When the scientific paradigm leads someone to conclude that this particular method will allow them to launch a rocket into space, and then they do that particular method… the rocket does launch into space. Can I explain to you every bit of scientific reasoning that went into it? Heck no. But I can point to the fact that it worked.

And when scientific observations predict that an eclipse will happen on such and such a day, at such and such a time, the eclipse does happen at that exact time—right down to the minute, and even down to the second. Can I personally reconstruct a system that allows me to predict the next eclipse? Not a chance. But I can point to dozens of past eclipses and the fact that all of them happened exactly on schedule.

It’s second-order evidence—evidence of the reliability of the scientific sources that I rely upon to interpret the first-order evidence for me.

a and b

a
Hans-Georg Lundahl
Just now
“I’m not about to attempt to reconstruct the entire scientific paradigm from scratch, nor is it any argument that I’m unwilling to do so. It’s simply too much data for any single person to process.”

If that were the case, it would be too much data for any single person to know if it is true.

Unlike Christianity.

The rest is saying “if A, then B” + “B” = “therefore A”

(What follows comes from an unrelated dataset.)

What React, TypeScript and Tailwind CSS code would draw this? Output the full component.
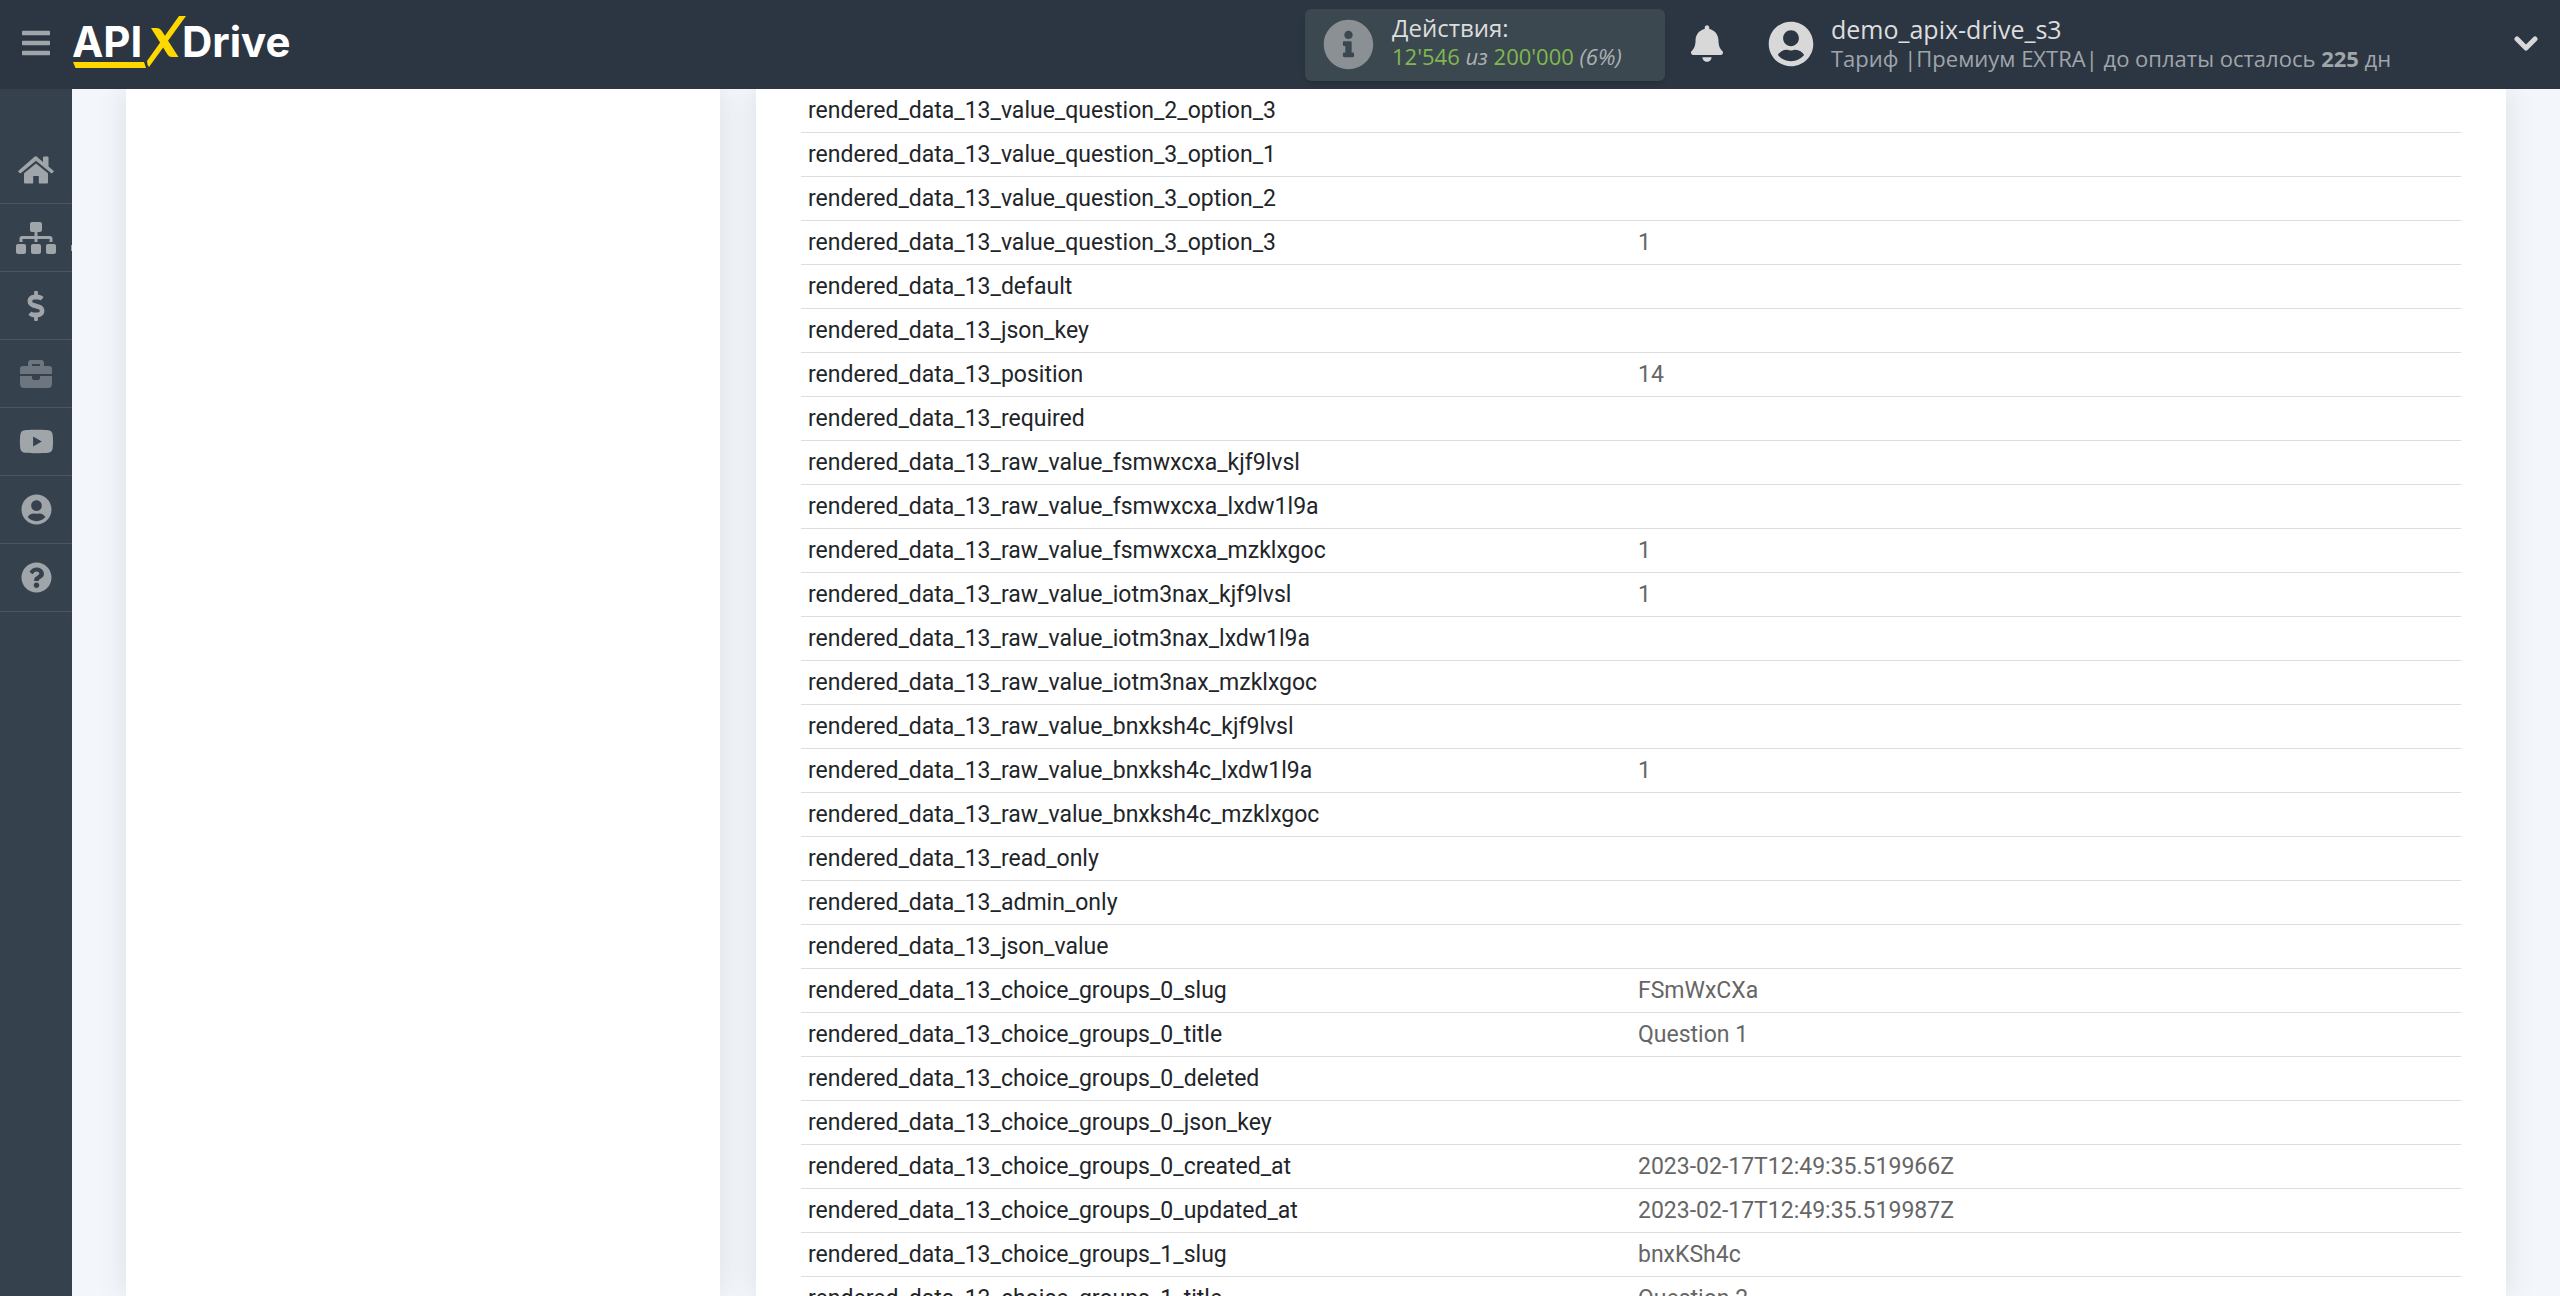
import type { ReactNode } from "react";
import {
  FaBars,
  FaBell,
  FaDollarSign,
  FaInfoCircle,
  FaQuestionCircle,
  FaSitemap,
  FaUserCircle,
  FaYoutube,
} from "react-icons/fa";

interface DataRow {
  name: string;
  value?: string;
}

interface NavItem {
  label: string;
  icon: ReactNode;
  muted?: boolean;
  hasSubmenu?: boolean;
}

const rows: DataRow[] = [
  { name: "rendered_data_13_value_question_2_option_3" },
  { name: "rendered_data_13_value_question_3_option_1" },
  { name: "rendered_data_13_value_question_3_option_2" },
  { name: "rendered_data_13_value_question_3_option_3", value: "1" },
  { name: "rendered_data_13_default" },
  { name: "rendered_data_13_json_key" },
  { name: "rendered_data_13_position", value: "14" },
  { name: "rendered_data_13_required" },
  { name: "rendered_data_13_raw_value_fsmwxcxa_kjf9lvsl" },
  { name: "rendered_data_13_raw_value_fsmwxcxa_lxdw1l9a" },
  { name: "rendered_data_13_raw_value_fsmwxcxa_mzklxgoc", value: "1" },
  { name: "rendered_data_13_raw_value_iotm3nax_kjf9lvsl", value: "1" },
  { name: "rendered_data_13_raw_value_iotm3nax_lxdw1l9a" },
  { name: "rendered_data_13_raw_value_iotm3nax_mzklxgoc" },
  { name: "rendered_data_13_raw_value_bnxksh4c_kjf9lvsl" },
  { name: "rendered_data_13_raw_value_bnxksh4c_lxdw1l9a", value: "1" },
  { name: "rendered_data_13_raw_value_bnxksh4c_mzklxgoc" },
  { name: "rendered_data_13_read_only" },
  { name: "rendered_data_13_admin_only" },
  { name: "rendered_data_13_json_value" },
  { name: "rendered_data_13_choice_groups_0_slug", value: "FSmWxCXa" },
  { name: "rendered_data_13_choice_groups_0_title", value: "Question 1" },
  { name: "rendered_data_13_choice_groups_0_deleted" },
  { name: "rendered_data_13_choice_groups_0_json_key" },
  { name: "rendered_data_13_choice_groups_0_created_at", value: "2023-02-17T12:49:35.519966Z" },
  { name: "rendered_data_13_choice_groups_0_updated_at", value: "2023-02-17T12:49:35.519987Z" },
  { name: "rendered_data_13_choice_groups_1_slug", value: "bnxKSh4c" },
  { name: "rendered_data_13_choice_groups_1_title", value: "Question 2" },
];

const navItems: NavItem[] = [
  { label: "Главная", icon: <HomeIcon /> },
  { label: "Связи", icon: <FaSitemap className="h-8 w-10" />, hasSubmenu: true },
  { label: "Оплата", icon: <FaDollarSign className="h-[30px] w-[30px]" /> },
  { label: "Инструменты", icon: <BriefcaseIcon />, muted: true },
  { label: "Видео", icon: <FaYoutube className="h-[35px] w-[35px]" /> },
  { label: "Профиль", icon: <FaUserCircle className="h-[31px] w-[31px]" /> },
  { label: "Помощь", icon: <FaQuestionCircle className="h-[31px] w-[31px]" /> },
];

function HomeIcon() {
  return (
    <svg viewBox="0 0 36 28" className="h-7 w-9" fill="currentColor">
      <path d="M18 0 L25 6 V1.5 Q25 .5 26 .5 H29.500 Q30.500 .5 30.500 1.500 V10.500 L35.500 14.700 Q36 15.300 35.500 15.900 L34.300 17.100 Q33.600 17.600 33 17 L18 4.800 L3 17 Q2.400 17.600 1.700 17.100 L.5 15.900 Q0 15.300 .5 14.700 L16.500 .8 Q18 -.2 19.500 .8 Z" />
      <path d="M18 7.500 L30 17.300 V26.500 Q30 27.500 29 27.500 H21.500 Q20.800 27.500 20.800 26.800 V20 H15.200 V26.800 Q15.200 27.500 14.500 27.500 H7 Q6 27.500 6 26.500 V17.300 Z" />
    </svg>
  );
}

function BriefcaseIcon() {
  return (
    <svg viewBox="0 0 32 28" className="h-7 w-8" fill="currentColor">
      <path
        fillRule="evenodd"
        d="M11 0 H21 Q24 0 24 3 V6 H29 Q32 6 32 9 V14 H0 V9 Q0 6 3 6 H8 V3 Q8 0 11 0 Z M12 4 V6 H20 V4 Z"
      />
      <path d="M0 16 H12 V18 Q12 20 14 20 H18 Q20 20 20 18 V16 H32 V24 Q32 28 28 28 H4 Q0 28 0 24 Z" />
    </svg>
  );
}

function ChevronIcon() {
  return (
    <svg viewBox="0 0 24 16" className="h-4 w-6" fill="none" stroke="currentColor" strokeWidth="5">
      <path d="M3 3 L12 12 L21 3" strokeLinecap="round" strokeLinejoin="round" />
    </svg>
  );
}

function Logo() {
  return (
    <svg viewBox="0 0 220 53" className="h-[53px] w-[220px]" role="img" aria-label="APIXDrive">
      <g fill="#ffffff" fontFamily="Inter, sans-serif" fontWeight="700" fontSize="42">
        <text x="-1" y="41">API</text>
        <text x="109" y="41">Drive</text>
      </g>
      <g fill="#ffd800">
        <path d="M78 12 H84 Q87 12 88.500 14.500 L105.500 41 H99 Q96 41 94.500 38.500 Z" />
        <path d="M106 0 H113 L76 51 Q74 49 74 45 Z" />
        <path d="M0 46 H71 L73 52 H2.500 Z" />
      </g>
    </svg>
  );
}

function Header() {
  return (
    <header className="sticky top-0 z-10 flex h-[89px] items-center bg-[#2c3643] px-[22px] font-['Open_Sans','Noto_Sans',sans-serif]">
      <div className="flex items-center pb-1">
        <button aria-label="Меню" className="text-[#a0a5a9]">
          <FaBars className="h-8 w-7" />
        </button>
        <a href="#" className="ml-[23px]">
          <Logo />
        </a>
      </div>

      <div className="ml-auto flex h-[72px] w-[360px] items-center rounded-md bg-[#3c4850] pl-[18px] shadow-md">
        <FaInfoCircle className="h-[51px] w-[51px] text-[#8a9093]" />
        <div className="ml-[18px] pb-1.5 text-[22px] leading-[29px]">
          <div className="text-2xl leading-[29px] text-[#dddddd]">Действия:</div>
          <div className="italic text-[#aab0b5]">
            <span className="not-italic text-[#80b850]">12'546</span> из{" "}
            <span className="not-italic text-[#80b850]">200'000</span> (6%)
          </div>
        </div>
      </div>

      <button aria-label="Уведомления" className="ml-[26px] pb-0.5 text-[#d8d8d8]">
        <FaBell className="h-[37px] w-8" />
      </button>

      <div className="ml-[45px] flex w-[746px] items-center pb-0.5">
        <FaUserCircle className="h-[46px] w-[46px] text-[#d8d8d8]" />
        <div className="ml-[17px]">
          <div className="text-[25px] leading-[29px] text-[#dddddd]">demo_apix-drive_s3</div>
          <div className="text-[22px] leading-[29px] text-[#a0a5a9]">
            Тариф |Премиум EXTRA| до оплаты осталось <b>225</b> дн
          </div>
        </div>
      </div>

      <button aria-label="Открыть меню профиля" className="pb-0.5 text-[#d8d8d8]">
        <ChevronIcon />
      </button>
    </header>
  );
}

function Sidebar() {
  return (
    <aside className="w-[72px] shrink-0 bg-[#36414e] pt-[47px]">
      <nav>
        {navItems.map((item) => (
          <a
            key={item.label}
            href="#"
            aria-label={item.label}
            className={`relative flex h-[68px] items-center justify-center border-b border-[#4a5561] ${
              item.muted ? "text-[#6d757f]" : "text-[#a0a5a9]"
            }`}
          >
            {item.icon}
            {item.hasSubmenu && <span className="absolute bottom-5 right-0 h-1.5 w-px bg-[#a0a5a9]" />}
          </a>
        ))}
      </nav>
    </aside>
  );
}

export default function App() {
  return (
    <div className="flex h-screen flex-col overflow-hidden bg-[#f3f6fb]">
      <Header />
      <div className="flex min-h-0 flex-1">
        <Sidebar />
        <main className="flex min-w-0 flex-1 gap-9 overflow-hidden px-[54px]">
          <section className="w-[594px] shrink-0 bg-white shadow-[0_0_30px_rgba(0,0,0,0.1)]" />
          <section className="min-w-0 flex-1 bg-white px-[45px] shadow-[0_0_30px_rgba(0,0,0,0.1)]">
            <table className="w-full table-fixed border-collapse text-left font-[Roboto,sans-serif] text-[23px] leading-[35px]">
              <tbody>
                {rows.map((row) => (
                  <tr key={row.name} className="border-b border-[#dbdddf]">
                    <th scope="row" className="px-[7px] py-1 font-normal text-[#212529]">
                      {row.name}
                    </th>
                    <td className="px-[7px] py-1 text-[#666666]">{row.value}</td>
                  </tr>
                ))}
              </tbody>
            </table>
          </section>
        </main>
      </div>
    </div>
  );
}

Are there other things than A for which we can say “if X then B”?

Anthony Zarrella
14m ago
“If that were the case, it would be too much data for any single person to know if it is true.

Unlike Christianity.”

You’re the only one of us who is making this a contest between science and Christianity. I’m not.

And no—I trust people, so there are a great many things I can “know” without independently verifying.

I know that my great-grandparents immigrated from Naples and Sicily in the 20s—but I’ve never seen any records, I just trust that my grandparents are telling me the truth.

I know that if I drink hemlock, I’ll die—but I’ve never tested it, on myself or anyone else. I just trust that the information I’ve been given is true.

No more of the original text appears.